The task:
Transcribe the material exactly. Images do not belong in the copy.

===== Provided data

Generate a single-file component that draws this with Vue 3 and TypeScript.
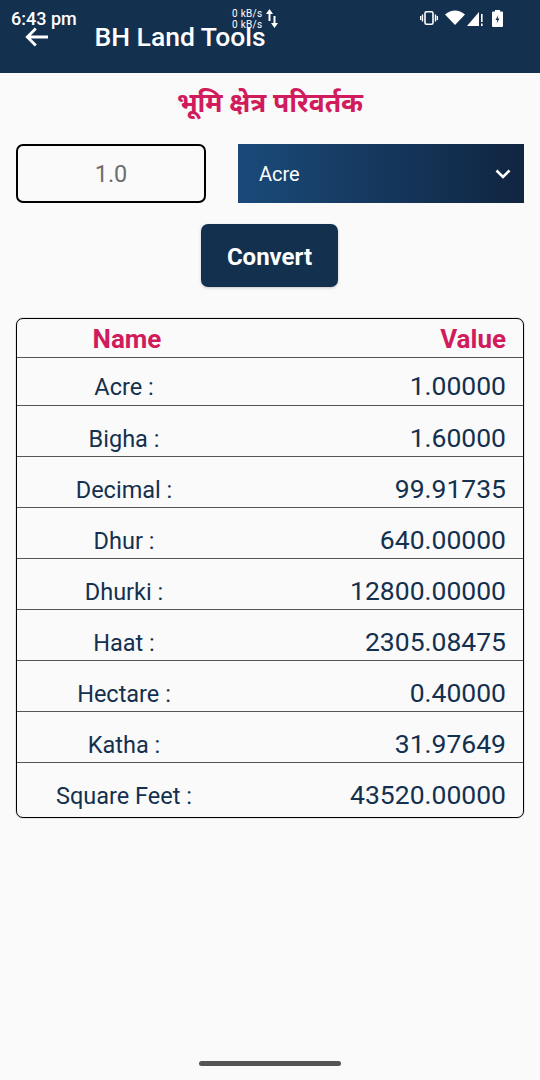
<script setup lang="ts">
const rows: { name: string; value: string; h: number; pb: number }[] = [
  { name: 'Acre :', value: '1.00000', h: 48, pb: 3 },
  { name: 'Bigha :', value: '1.60000', h: 51, pb: 2 },
  { name: 'Decimal :', value: '99.91735', h: 51, pb: 2 },
  { name: 'Dhur :', value: '640.00000', h: 51, pb: 2 },
  { name: 'Dhurki :', value: '12800.00000', h: 51, pb: 2 },
  { name: 'Haat :', value: '2305.08475', h: 51, pb: 2 },
  { name: 'Hectare :', value: '0.40000', h: 51, pb: 2 },
  { name: 'Katha :', value: '31.97649', h: 51, pb: 2 },
  { name: 'Square Feet :', value: '43520.00000', h: 55, pb: 6 },
]
</script>

<template>
  <div class="page">
    <header class="appbar">
      <div class="status">
        <span class="time">6:43 pm</span>
        <div class="speed">
          <div class="speed-text"><span>0 kB/s</span><span>0 kB/s</span></div>
          <svg class="speed-icon" viewBox="0 0 12 19" width="12" height="19">
            <path d="M3.500 12V3" fill="none" stroke="#fff" stroke-width="2" />
            <path d="M0 5 3.500 0 7 5Z" fill="#fff" />
            <path d="M8.500 7v9" fill="none" stroke="#fff" stroke-width="2" />
            <path d="M5 14l3.500 5 3.500-5Z" fill="#fff" />
          </svg>
        </div>
        <div class="sys">
          <svg class="i-vib" viewBox="0 0 18 14" width="18" height="14">
            <rect x="5" y="0.800" width="8" height="12.400" rx="1.500" fill="none" stroke="#fff" stroke-width="1.600" />
            <path d="M2.500 3.500v7M0.600 5v4M15.500 3.500v7M17.400 5v4" stroke="#fff" stroke-width="1.400" />
          </svg>
          <svg class="i-wifi" viewBox="0 0 20 15" width="20" height="15">
            <path d="M0 4.500Q10-3.500 20 4.500L10 15Z" fill="#fff" />
          </svg>
          <svg class="i-sig" viewBox="0 0 16 16" width="16" height="16">
            <path d="M0 16 12 2V16Z" fill="#fff" />
            <path d="M14.800 4v8M14.800 13.500v2.500" stroke="#fff" stroke-width="1.600" />
          </svg>
          <svg class="i-bat" viewBox="0 0 11 17" width="11" height="17">
            <path d="M3 0h5v1.500h2a1 1 0 0 1 1 1V16a1 1 0 0 1-1 1H1a1 1 0 0 1-1-1V2.500a1 1 0 0 1 1-1h2Z" fill="#fff" />
            <path d="M6.300 5 3.500 10h1.800l-.6 3.500 2.800-5H5.700Z" fill="#14304f" />
          </svg>
        </div>
      </div>
      <div class="bar">
        <svg class="back" viewBox="0 0 24 20" width="24" height="20">
          <path d="M23 10H3M10.800 1.500 2.300 10l8.500 8.500" fill="none" stroke="#fff" stroke-width="2.800" />
        </svg>
        <span class="title">BH Land Tools</span>
      </div>
    </header>

    <main class="content">
      <h1 class="heading">भूमि क्षेत्र परिवर्तक</h1>
      <div class="form">
        <div class="input">1.0</div>
        <div class="select">
          <span>Acre</span>
          <svg viewBox="0 0 16 10" width="16" height="10">
            <path d="M1.500 1.500 8 8l6.500-6.500" fill="none" stroke="#fff" stroke-width="2.600" />
          </svg>
        </div>
      </div>
      <div class="actions"><button class="convert">Convert</button></div>
      <div class="table">
        <div class="row head">
          <span class="name">Name</span>
          <span class="value">Value</span>
        </div>
        <div
          v-for="r in rows"
          :key="r.name"
          class="row"
          :style="{ height: r.h + 'px', paddingBottom: r.pb + 'px' }"
        >
          <span class="name">{{ r.name }}</span>
          <span class="value">{{ r.value }}</span>
        </div>
      </div>
    </main>
    <div class="home"></div>
  </div>
</template>

<style>
html, body { margin: 0; background: #fafafa; }
</style>

<style scoped>
.page {
  position: relative;
  width: 540px;
  height: 1080px;
  background: #fafafa;
  font-family: Roboto, "Noto Sans", sans-serif;
  overflow: hidden;
  color: #14304f;
}
.appbar {
  position: relative;
  height: 73px;
  background: #14304f;
  color: #fff;
}
.status {
  position: absolute;
  top: 0;
  left: 0;
  right: 0;
  height: 36px;
}
.time {
  position: absolute;
  left: 11px;
  top: 8px;
  font-size: 18px;
  line-height: 21px;
  font-weight: 500;
}
.speed {
  position: absolute;
  left: 232px;
  top: 8px;
  display: flex;
  align-items: flex-start;
  gap: 3px;
}
.speed-text {
  display: flex;
  flex-direction: column;
  font-size: 10px;
  line-height: 11px;
  letter-spacing: 0.3px;
}
.speed-icon {
  margin-top: 1px;
}
.sys {
  position: absolute;
  left: 420px;
  top: 10px;
  display: flex;
  align-items: flex-start;
  gap: 0;
}
.i-vib { margin-top: 1px; }
.i-wifi { margin-left: 7px; }
.i-sig { margin-left: 2px; }
.i-bat { margin-left: 9px; }
.bar {
  display: flex;
  align-items: center;
  height: 73px;
  padding-left: 25px;
  box-sizing: border-box;
}
.back {
  margin-right: 45.500px;
}
.title {
  font-size: 26.500px;
  font-weight: 500;
}
.content {
  padding: 13px 16px 0;
}
.heading {
  margin: 0;
  height: 33px;
  line-height: 33px;
  text-align: center;
  font-size: 26.500px;
  font-weight: 700;
  color: #d01c5c;
}
.form {
  display: flex;
  gap: 32px;
  margin-top: 25px;
}
.input {
  width: 190px;
  height: 59px;
  box-sizing: border-box;
  border: 2px solid #000;
  border-radius: 7px;
  display: flex;
  align-items: center;
  justify-content: center;
  padding-top: 1px;
  font-size: 23.500px;
  color: #6d6d6d;
}
.select {
  width: 286px;
  height: 59px;
  box-sizing: border-box;
  padding: 0 13px 0 21px;
  display: flex;
  align-items: center;
  justify-content: space-between;
  background: linear-gradient(90deg, #1a4a7a, #102540);
  color: #fff;
  font-size: 20px;
}
.actions {
  display: flex;
  justify-content: center;
  margin-top: 21px;
  padding-right: 1px;
}
.convert {
  width: 137px;
  height: 63px;
  border: 0;
  border-radius: 7px;
  padding: 2px 0 0;
  background: #14304f;
  color: #fff;
  font-family: inherit;
  font-size: 24px;
  font-weight: 700;
  box-shadow: 0 1px 3px rgba(0, 0, 0, 0.2);
}
.table {
  margin-top: 31px;
  width: 508px;
  box-sizing: border-box;
  border: 1px solid #000;
  border-radius: 7px;
  box-shadow: 0 0 1px rgba(0, 0, 0, 0.8);
}
.row {
  display: flex;
  align-items: flex-end;
  justify-content: space-between;
  box-sizing: border-box;
  padding-right: 17px;
  border-top: 1px solid #555;
  font-size: 26.500px;
  line-height: 30px;
}
.row .name {
  width: 214px;
  text-align: center;
  font-size: 23.500px;
}
.row .value {
  margin-bottom: 1px;
}
.head {
  height: 38px;
  border-top: 0;
  padding-bottom: 3px;
  font-weight: 700;
  color: #d01c5c;
  font-size: 26px;
}
.head .name {
  font-size: 26px;
  padding-left: 3px;
}
.head .value {
  margin-bottom: 0;
}
.home {
  position: absolute;
  left: 199px;
  top: 1061px;
  width: 142px;
  height: 5px;
  border-radius: 3px;
  background: #555;
}
</style>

==========

Exercise result:
Generate a single-file component that draws this with Vue 3 and TypeScript.
<script setup lang="ts">
const rows: { name: string; value: string; h: number; pb: number }[] = [
  { name: 'Acre :', value: '1.00000', h: 48, pb: 3 },
  { name: 'Bigha :', value: '1.60000', h: 51, pb: 2 },
  { name: 'Decimal :', value: '99.91735', h: 51, pb: 2 },
  { name: 'Dhur :', value: '640.00000', h: 51, pb: 2 },
  { name: 'Dhurki :', value: '12800.00000', h: 51, pb: 2 },
  { name: 'Haat :', value: '2305.08475', h: 51, pb: 2 },
  { name: 'Hectare :', value: '0.40000', h: 51, pb: 2 },
  { name: 'Katha :', value: '31.97649', h: 51, pb: 2 },
  { name: 'Square Feet :', value: '43520.00000', h: 55, pb: 6 },
]
</script>

<template>
  <div class="page">
    <header class="appbar">
      <div class="status">
        <span class="time">6:43 pm</span>
        <div class="speed">
          <div class="speed-text"><span>0 kB/s</span><span>0 kB/s</span></div>
          <svg class="speed-icon" viewBox="0 0 12 19" width="12" height="19">
            <path d="M3.500 12V3" fill="none" stroke="#fff" stroke-width="2" />
            <path d="M0 5 3.500 0 7 5Z" fill="#fff" />
            <path d="M8.500 7v9" fill="none" stroke="#fff" stroke-width="2" />
            <path d="M5 14l3.500 5 3.500-5Z" fill="#fff" />
          </svg>
        </div>
        <div class="sys">
          <svg class="i-vib" viewBox="0 0 18 14" width="18" height="14">
            <rect x="5" y="0.800" width="8" height="12.400" rx="1.500" fill="none" stroke="#fff" stroke-width="1.600" />
            <path d="M2.500 3.500v7M0.600 5v4M15.500 3.500v7M17.400 5v4" stroke="#fff" stroke-width="1.400" />
          </svg>
          <svg class="i-wifi" viewBox="0 0 20 15" width="20" height="15">
            <path d="M0 4.500Q10-3.500 20 4.500L10 15Z" fill="#fff" />
          </svg>
          <svg class="i-sig" viewBox="0 0 16 16" width="16" height="16">
            <path d="M0 16 12 2V16Z" fill="#fff" />
            <path d="M14.800 4v8M14.800 13.500v2.500" stroke="#fff" stroke-width="1.600" />
          </svg>
          <svg class="i-bat" viewBox="0 0 11 17" width="11" height="17">
            <path d="M3 0h5v1.500h2a1 1 0 0 1 1 1V16a1 1 0 0 1-1 1H1a1 1 0 0 1-1-1V2.500a1 1 0 0 1 1-1h2Z" fill="#fff" />
            <path d="M6.300 5 3.500 10h1.800l-.6 3.500 2.800-5H5.700Z" fill="#14304f" />
          </svg>
        </div>
      </div>
      <div class="bar">
        <svg class="back" viewBox="0 0 24 20" width="24" height="20">
          <path d="M23 10H3M10.800 1.500 2.300 10l8.500 8.500" fill="none" stroke="#fff" stroke-width="2.800" />
        </svg>
        <span class="title">BH Land Tools</span>
      </div>
    </header>

    <main class="content">
      <h1 class="heading">भूमि क्षेत्र परिवर्तक</h1>
      <div class="form">
        <div class="input">1.0</div>
        <div class="select">
          <span>Acre</span>
          <svg viewBox="0 0 16 10" width="16" height="10">
            <path d="M1.500 1.500 8 8l6.500-6.500" fill="none" stroke="#fff" stroke-width="2.600" />
          </svg>
        </div>
      </div>
      <div class="actions"><button class="convert">Convert</button></div>
      <div class="table">
        <div class="row head">
          <span class="name">Name</span>
          <span class="value">Value</span>
        </div>
        <div
          v-for="r in rows"
          :key="r.name"
          class="row"
          :style="{ height: r.h + 'px', paddingBottom: r.pb + 'px' }"
        >
          <span class="name">{{ r.name }}</span>
          <span class="value">{{ r.value }}</span>
        </div>
      </div>
    </main>
    <div class="home"></div>
  </div>
</template>

<style>
html, body { margin: 0; background: #fafafa; }
</style>

<style scoped>
.page {
  position: relative;
  width: 540px;
  height: 1080px;
  background: #fafafa;
  font-family: Roboto, "Noto Sans", sans-serif;
  overflow: hidden;
  color: #14304f;
}
.appbar {
  position: relative;
  height: 73px;
  background: #14304f;
  color: #fff;
}
.status {
  position: absolute;
  top: 0;
  left: 0;
  right: 0;
  height: 36px;
}
.time {
  position: absolute;
  left: 11px;
  top: 8px;
  font-size: 18px;
  line-height: 21px;
  font-weight: 500;
}
.speed {
  position: absolute;
  left: 232px;
  top: 8px;
  display: flex;
  align-items: flex-start;
  gap: 3px;
}
.speed-text {
  display: flex;
  flex-direction: column;
  font-size: 10px;
  line-height: 11px;
  letter-spacing: 0.3px;
}
.speed-icon {
  margin-top: 1px;
}
.sys {
  position: absolute;
  left: 420px;
  top: 10px;
  display: flex;
  align-items: flex-start;
  gap: 0;
}
.i-vib { margin-top: 1px; }
.i-wifi { margin-left: 7px; }
.i-sig { margin-left: 2px; }
.i-bat { margin-left: 9px; }
.bar {
  display: flex;
  align-items: center;
  height: 73px;
  padding-left: 25px;
  box-sizing: border-box;
}
.back {
  margin-right: 45.500px;
}
.title {
  font-size: 26.500px;
  font-weight: 500;
}
.content {
  padding: 13px 16px 0;
}
.heading {
  margin: 0;
  height: 33px;
  line-height: 33px;
  text-align: center;
  font-size: 26.500px;
  font-weight: 700;
  color: #d01c5c;
}
.form {
  display: flex;
  gap: 32px;
  margin-top: 25px;
}
.input {
  width: 190px;
  height: 59px;
  box-sizing: border-box;
  border: 2px solid #000;
  border-radius: 7px;
  display: flex;
  align-items: center;
  justify-content: center;
  padding-top: 1px;
  font-size: 23.500px;
  color: #6d6d6d;
}
.select {
  width: 286px;
  height: 59px;
  box-sizing: border-box;
  padding: 0 13px 0 21px;
  display: flex;
  align-items: center;
  justify-content: space-between;
  background: linear-gradient(90deg, #1a4a7a, #102540);
  color: #fff;
  font-size: 20px;
}
.actions {
  display: flex;
  justify-content: center;
  margin-top: 21px;
  padding-right: 1px;
}
.convert {
  width: 137px;
  height: 63px;
  border: 0;
  border-radius: 7px;
  padding: 2px 0 0;
  background: #14304f;
  color: #fff;
  font-family: inherit;
  font-size: 24px;
  font-weight: 700;
  box-shadow: 0 1px 3px rgba(0, 0, 0, 0.2);
}
.table {
  margin-top: 31px;
  width: 508px;
  box-sizing: border-box;
  border: 1px solid #000;
  border-radius: 7px;
  box-shadow: 0 0 1px rgba(0, 0, 0, 0.8);
}
.row {
  display: flex;
  align-items: flex-end;
  justify-content: space-between;
  box-sizing: border-box;
  padding-right: 17px;
  border-top: 1px solid #555;
  font-size: 26.500px;
  line-height: 30px;
}
.row .name {
  width: 214px;
  text-align: center;
  font-size: 23.500px;
}
.row .value {
  margin-bottom: 1px;
}
.head {
  height: 38px;
  border-top: 0;
  padding-bottom: 3px;
  font-weight: 700;
  color: #d01c5c;
  font-size: 26px;
}
.head .name {
  font-size: 26px;
  padding-left: 3px;
}
.head .value {
  margin-bottom: 0;
}
.home {
  position: absolute;
  left: 199px;
  top: 1061px;
  width: 142px;
  height: 5px;
  border-radius: 3px;
  background: #555;
}
</style>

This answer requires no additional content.